Bumping on this issue, is it because of the type of norm I'm using? I haven't tried any of the others, but I assumed that EUC_2D was correct since I generated this via a unit cube in Euclidean space.

ben-hudson commented 3 years ago

I think it may be related to some rounding occurring somewhere.

This demonstrates the problem:

import numpy as np
from concorde.tsp import TSPSolver

norm = 'EUC_2D'

n = np.random.random((10, 2))
solver = TSPSolver.from_data(n[:,0], n[:,1], norm=norm)
solution = solver.solve()
a = solution.optimal_value

m = 1000*n
solver = TSPSolver.from_data(m[:,0], m[:,1], norm=norm)
solution = solver.solve()

b = solution.optimal_value

print(a, b)

Very different answers are returned even though the nodes are only scaled. In my case, I got 0.0 and 2966.0.

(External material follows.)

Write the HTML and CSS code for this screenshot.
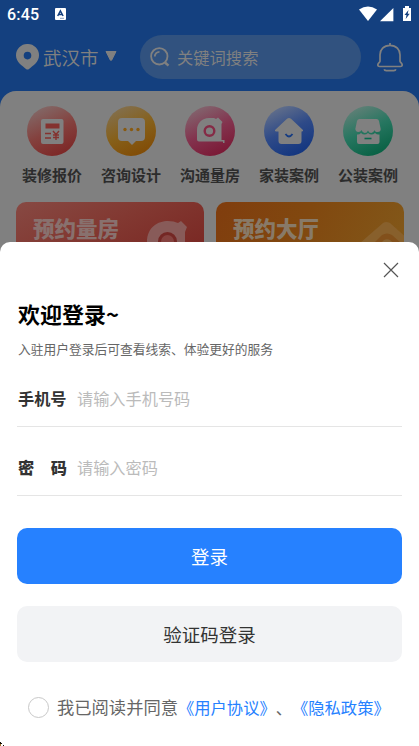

Using GEO instead of EUC_2D gives a better result, but still incorrect.

ben-hudson commented 3 years ago

The same thing happens when solving the instances with LKH-3, so I'd say its something to do with the TSPLIB format.

Distances are represented by integers in the TSPLIB format

Every instance I've seen (e.g. CVRP) has integer node coordinates.

legohyl commented 3 years ago

Thanks for spotting that! From that documentation, seems like they have an R implementation of precision, that can control the number of decimal places required. If that's the case, does that there's a parameter we can change when calling the C-library of concorde to tinker with the decimal place?

Scaling the nodes to get an integral coordinate is fine, but the problem is also the returned distance; if it's integral, it always gets truncated unnecessarily.

ben-hudson commented 3 years ago

I think the precision is specific to the R implementation, so the files that actually get written are integer-valued (i.e. when you load the file you need to remember what precision you wrote it with). Concorde reads the TSPLIB files, so it isn't aware of the precision and the truncation will always happen.

legohyl commented 3 years ago

That's really odd though, if you look at the Concorde implementation itself, their variables are of type double, which suggests that they aren't just considering integer types, else they'd have likely type-casted them to int64 instead. Are we missing some call from this API?

chkwon commented 3 years ago

According to TSPLIB-DOC, all distance functions return integer values. Coordinates can be floating, but distances are integral.

legohyl commented 3 years ago

Thanks for checking that out! So it's weird then, if I input floating point coordinates and receive a distance of 0.

chkwon commented 3 years ago

@legohyl When you input floating point coordinates, if the distance between two point is less than 0.5, then the distance is computed as zero. So, it is possible the shortest TSP tour can be of zero length.

If your coordinates are pretty small numbers (say less than 100) then multiply some number, and then after solving it, divide the distance by the same number.